### [AIM]
Your task is to extract every line from the material below exactly.

### [DATASET EXTRACT]
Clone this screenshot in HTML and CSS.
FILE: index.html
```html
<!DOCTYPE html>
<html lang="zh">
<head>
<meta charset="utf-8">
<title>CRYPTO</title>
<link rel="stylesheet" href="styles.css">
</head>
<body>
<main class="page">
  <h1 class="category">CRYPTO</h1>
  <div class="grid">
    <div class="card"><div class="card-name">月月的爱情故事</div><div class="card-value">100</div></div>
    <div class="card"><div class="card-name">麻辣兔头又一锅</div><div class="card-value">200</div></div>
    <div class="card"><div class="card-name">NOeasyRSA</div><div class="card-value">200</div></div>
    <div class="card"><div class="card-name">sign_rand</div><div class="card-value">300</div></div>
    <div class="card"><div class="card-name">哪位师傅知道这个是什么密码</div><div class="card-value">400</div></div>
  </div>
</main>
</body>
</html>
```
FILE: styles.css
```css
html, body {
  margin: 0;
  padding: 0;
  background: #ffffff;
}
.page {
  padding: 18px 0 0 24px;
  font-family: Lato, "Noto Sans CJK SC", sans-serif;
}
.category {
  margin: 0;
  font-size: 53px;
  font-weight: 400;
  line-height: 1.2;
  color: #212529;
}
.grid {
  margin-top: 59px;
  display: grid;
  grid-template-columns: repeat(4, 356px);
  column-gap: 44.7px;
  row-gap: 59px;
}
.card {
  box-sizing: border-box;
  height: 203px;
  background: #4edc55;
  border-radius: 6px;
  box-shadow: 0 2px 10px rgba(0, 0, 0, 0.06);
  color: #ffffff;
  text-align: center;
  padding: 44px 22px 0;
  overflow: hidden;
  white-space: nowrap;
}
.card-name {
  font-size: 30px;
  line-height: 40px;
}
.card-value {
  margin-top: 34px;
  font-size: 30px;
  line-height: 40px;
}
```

### [WRITTEN SOLUTION]
Clone this screenshot in HTML and CSS.
FILE: index.html
```html
<!DOCTYPE html>
<html lang="zh">
<head>
<meta charset="utf-8">
<title>CRYPTO</title>
<link rel="stylesheet" href="styles.css">
</head>
<body>
<main class="page">
  <h1 class="category">CRYPTO</h1>
  <div class="grid">
    <div class="card"><div class="card-name">月月的爱情故事</div><div class="card-value">100</div></div>
    <div class="card"><div class="card-name">麻辣兔头又一锅</div><div class="card-value">200</div></div>
    <div class="card"><div class="card-name">NOeasyRSA</div><div class="card-value">200</div></div>
    <div class="card"><div class="card-name">sign_rand</div><div class="card-value">300</div></div>
    <div class="card"><div class="card-name">哪位师傅知道这个是什么密码</div><div class="card-value">400</div></div>
  </div>
</main>
</body>
</html>
```
FILE: styles.css
```css
html, body {
  margin: 0;
  padding: 0;
  background: #ffffff;
}
.page {
  padding: 18px 0 0 24px;
  font-family: Lato, "Noto Sans CJK SC", sans-serif;
}
.category {
  margin: 0;
  font-size: 53px;
  font-weight: 400;
  line-height: 1.2;
  color: #212529;
}
.grid {
  margin-top: 59px;
  display: grid;
  grid-template-columns: repeat(4, 356px);
  column-gap: 44.7px;
  row-gap: 59px;
}
.card {
  box-sizing: border-box;
  height: 203px;
  background: #4edc55;
  border-radius: 6px;
  box-shadow: 0 2px 10px rgba(0, 0, 0, 0.06);
  color: #ffffff;
  text-align: center;
  padding: 44px 22px 0;
  overflow: hidden;
  white-space: nowrap;
}
.card-name {
  font-size: 30px;
  line-height: 40px;
}
.card-value {
  margin-top: 34px;
  font-size: 30px;
  line-height: 40px;
}
```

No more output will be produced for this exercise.